Apesar da procura ser variada, as ferragens do mobiliário tradicional português, D. José ou D Maria, garantem maior popularidade. “São peças que ainda temos bastantes em Portugal e há alguma preocupação com isso.”, aponta Estêvão, ciente de que falamos neste caso num nicho de mercado, sobretudo quando o assunto são os modelos mais clássicos quando a tendência em voga grita minimalismo e simplicidade. Uma evolução natural de que a Achilles pretende fazer parte. “Estamos a tratar de ter algumas linhas de ferragens modernas feitas com a mesma qualidade, assinadas por alguns dos melhores arquitetos portugueses. Tanto queremos a dobradiça que dura séculos como linhas mais atuais”.
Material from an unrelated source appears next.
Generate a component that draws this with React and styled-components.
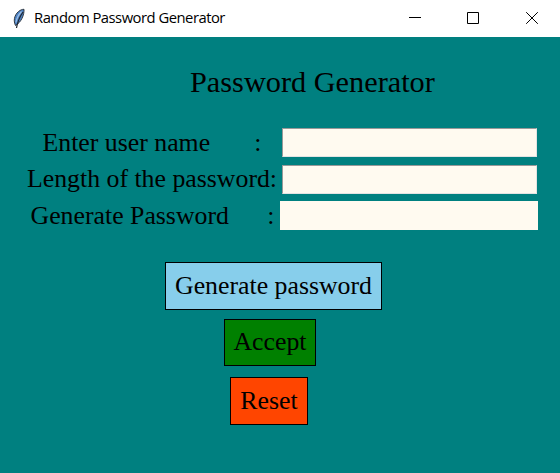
import React from "react";
import styled, { createGlobalStyle } from "styled-components";

const Global = createGlobalStyle`
  body { margin: 0; }
  * { box-sizing: border-box; }
`;
const Window = styled.main`
  width: 560px; height: 473px; display: flex; flex-direction: column;
  background: #008080; overflow: hidden; color: #000;
  font-family: "Liberation Serif", serif;
`;
const TitleBar = styled.header`
  height: 37px; flex: none; display: flex; align-items: center; background: #fff;
  padding-left: 11px;
`;
const Caption = styled.span`
  flex: 1; margin: -3px 0 0 7px; white-space: nowrap;
  font: 14.8px/20px "Open Sans", sans-serif; letter-spacing: -0.5px;
`;
const Controls = styled.div`
  display: flex; flex: none; margin-right: -1px;
`;
const Control = styled.button`
  width: 58.5px; height: 37px; padding: 0 0 1px; border: 0; background: none; flex: none;
  display: flex; align-items: center; justify-content: center;
`;
const Heading = styled.h1`
  margin: 27px 0 0 190px; font-size: 30.3px; font-weight: 400; line-height: 36px; white-space: nowrap;
`;
const Form = styled.div`
  margin: 28px 23px 0 0; display: flex; flex-direction: column; gap: 7px;
`;
const Row = styled.label`
  height: 29.5px; display: flex; align-items: center; justify-content: space-between;
  margin-right: ${(p) => (p.$flat ? -1 : 0)}px;
  padding-left: ${(p) => p.$indent}px;
`;
const Name = styled.span`
  width: ${(p) => p.$width}px; flex: none; display: flex; justify-content: space-between;
  padding-bottom: 1px;
  font-size: 25.8px; line-height: 29px; white-space: nowrap;
`;
const Entry = styled.input`
  width: ${(p) => (p.$flat ? 258 : 255)}px; height: 29px; flex: none; padding: 0 4px;
  border: ${(p) => (p.$flat ? 0 : 1)}px solid; border-color: #999 #e3e3e3 #e3e3e3 #999;
  border-radius: 0; outline: 0; background: floralwhite;
`;
const Actions = styled.div`
  display: flex; flex-direction: column; align-items: flex-start; margin-top: 31.5px;
`;
const Action = styled.button`
  width: ${(p) => p.$width}px; height: ${(p) => p.$height}px; margin: 0 0 ${(p) => p.$gap}px ${(p) => p.$indent}px; padding: 0 0 2px;
  border: 1px solid #000; background: ${(p) => p.$tone}; color: #000;
  font: 25.8px/29px "Liberation Serif", serif; white-space: nowrap;
`;

function Feather() {
  return (
    <svg width="16" height="22" viewBox="0 0 16 22">
      <path d="M4.500 17.500C2.300 13 3 7.500 7.500 3.500 9.500 2 11 1.300 13 1.300c.3 5.500-2.500 12.700-8.500 16.200z" fill="#4b82c5" stroke="#303842" strokeWidth="1" />
      <path d="M10.500 3.500C7.200 7 5.500 11 5 14.500" fill="none" stroke="#9fbfe4" strokeWidth="1.200" />
      <path d="M12 4C8.500 9 6.500 14 5.500 20" fill="none" stroke="#20252d" strokeWidth="1.200" />
    </svg>
  );
}

export default function App() {
  return (
    <Window>
      <Global />
      <TitleBar>
        <Feather />
        <Caption>Random Password Generator</Caption>
        <Controls>
          <Control aria-label="Minimize">
            <svg width="12" height="12" viewBox="0 0 12 12"><path d="M0 5.5h12" stroke="#000" /></svg>
          </Control>
          <Control aria-label="Maximize">
            <svg width="12" height="12" viewBox="0 0 12 12"><path d="M.5.5h11v11H.5z" fill="none" stroke="#000" /></svg>
          </Control>
          <Control aria-label="Close">
            <svg width="12" height="12" viewBox="0 0 12 12"><path d="M.2.2l11.600 11.600M11.800.2L.2 11.800" stroke="#000" /></svg>
          </Control>
        </Controls>
      </TitleBar>
      <Heading>Password Generator</Heading>
      <Form>
        <Row $indent={42.5}><Name $width={219}><span>Enter user name</span><span>:</span></Name><Entry /></Row>
        <Row $indent={27}><Name $width={249}>Length of the password:</Name><Entry /></Row>
        <Row $indent={30.5} $flat><Name $width={244}><span>Generate Password</span><span>:</span></Name><Entry $flat /></Row>
      </Form>
      <Actions>
        <Action $width={217} $height={48} $gap={9} $indent={165} $tone="skyblue">Generate password</Action>
        <Action $width={92} $height={47} $gap={11} $indent={224} $tone="green">Accept</Action>
        <Action $width={78} $height={48} $gap={0} $indent={230} $tone="orangered">Reset</Action>
      </Actions>
    </Window>
  );
}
Se a oficina é um viveiro instagramável e verdadeiro íman de cliques, é o showroom logo à entrada que oferece um retrato das criações mais desejadas. Os puxadores para contexto doméstico lideram as buscas e os preços conseguem aliciar diferentes carteiras. “Depende muito do trabalho. Infelizmente houve uma subida grande da matéria-prima”.  Um puxador pode alcançar os 275 euros e uma rosácea para adornar o canto de uma moldura não ir além dos 8 euros, razão para não ficar à porta, mais que não seja porque há conchas-abatjours, velhos candeeiros e formões à espera de ouvir mais um “uau” na sala dos fundos, a palavra mais repetida por quem chega.